Feb. 24th, 2007

Levels

Feb. 24th, 2007 05:33 pm
peterbirks: (Default)
There are so many faults that technically skilled players have that prevent them from being long-term winners that I couldn't even begin to list them. Many have been spotted in "Why You Lose At Poker" by Fox and Harker. One is "Playing with an inadequate bankroll".

Fox & Harker take a rather stereotypical and extreme example of this -- a guy who has a lucky run at $4-$8 in, say, the Bellagio, and then moves up to $15-$30 with no more than a dozen big bets in front of him. This mixes the inadequate bankroll fault with two others; inadequate emotional control (impatience) and inadequate skill.

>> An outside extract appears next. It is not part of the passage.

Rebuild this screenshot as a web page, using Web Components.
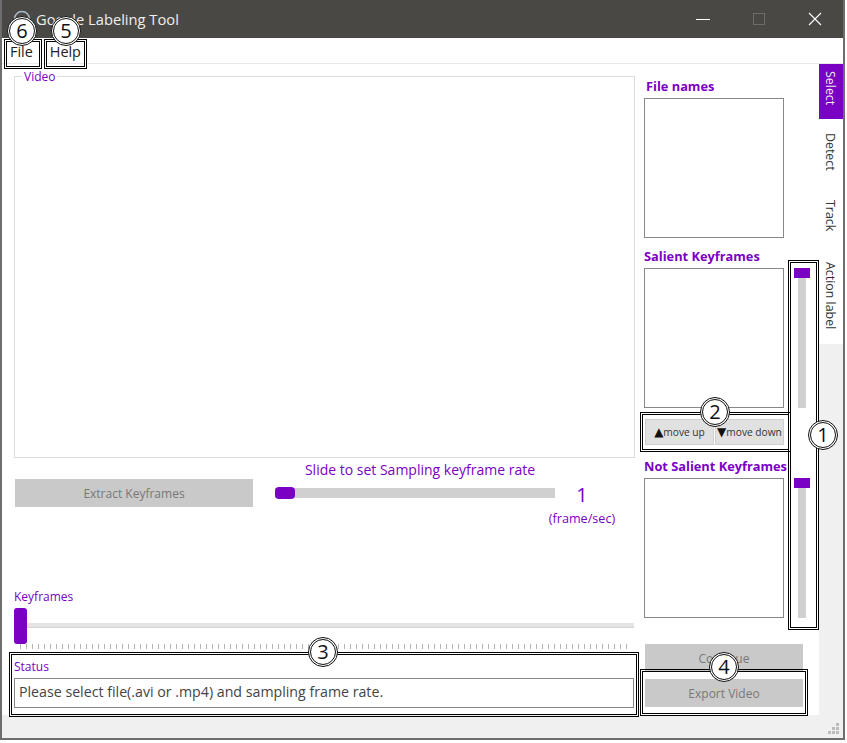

The problem here is that a large number of people who read the book will say "ahh, thank god that I'm not like that!", when in fact this chapter should be the one to which they are paying the most attention.

I suspect that more than 50% of the "good" players I am up against at $2-$4 have an inadequate bankroll. Often this is because they deliberately leave themselves with an inadequate bankroll, withdrawing cash to spend on other things. But there is another factor. If you are playing tight-assed poker and getting the average run of hands, you are unlikely to see an extreme "micro" run (I'm ignoring the once-in-two-years mega-disaster for the moment) more than once every couple of months. You are also, in the main, up against people like you. Cagey, hesitant to push thin edges, playing a game that does not intrisically have high swings.

The problem arises when a couple of maniacs arrive. All of a sudden your EV has gone from maybe half a big bet a hundred to two or three big bets a hundred. But this comes with a caveat. Your variance shoots up as well. If you only have a bankroll of $400, because in the normal run of things this is plenty for three-tabling at $2-$4, suddenly you are under pressure. And this puts you on the backfoot against these maniacs. You do not reraise when you should. You let them take control (which is, of course, what they want), and, a couple of bad beats later, you are full-on head-smacking steaming.

We've all seen players lose their rag (online and in B&M games) when this happens. And the one constant that I've noticed is that they do not reload. They know that they are better than this maniac, but they don't have the ammunition in reserve. Meanwhile, the players who are often accused of playing at "too low a level", (for example, me), can take this micro-sequence of bad beats in their stride, if they happen.

Except that often they don't happen, because we have spotted the maniac, and we have the ammunition to play him properly. We react pre-emptively, so the maniacs lose one of their strongest weapons, fear, fear and intimidation. Two, they lose two of their strongest weapons. Fear, intimidation, and surprise...

(Sorry, couldn't resist it.)

I've noticed that this is even more important at short-handed, where the proportion of LAGs is higher and the variance is correspondingly greater anyway. Playing short-handed with a bankroll of 300 big bets strikes me as woefully thin, and sitting down with less than 50 big bets at the table is foolhardy.

Playing at ring tables, I occasionally see a player sitting down with a large amount of cash (say, $800 at a $2-$4 table). Normally you can be fairly sure that this player will not be a maniac about to spray his cash around. His raises will reflect real hands. But the added cash aims either to get people to call when they would fold, or fold when they would call.

My immediate reaction if a player sits down with this kind of cash is to reload to the same level. This has a subtext of "yes, this level means fuck-all to me as well, but don't think I'll play differently just because you think you are rich".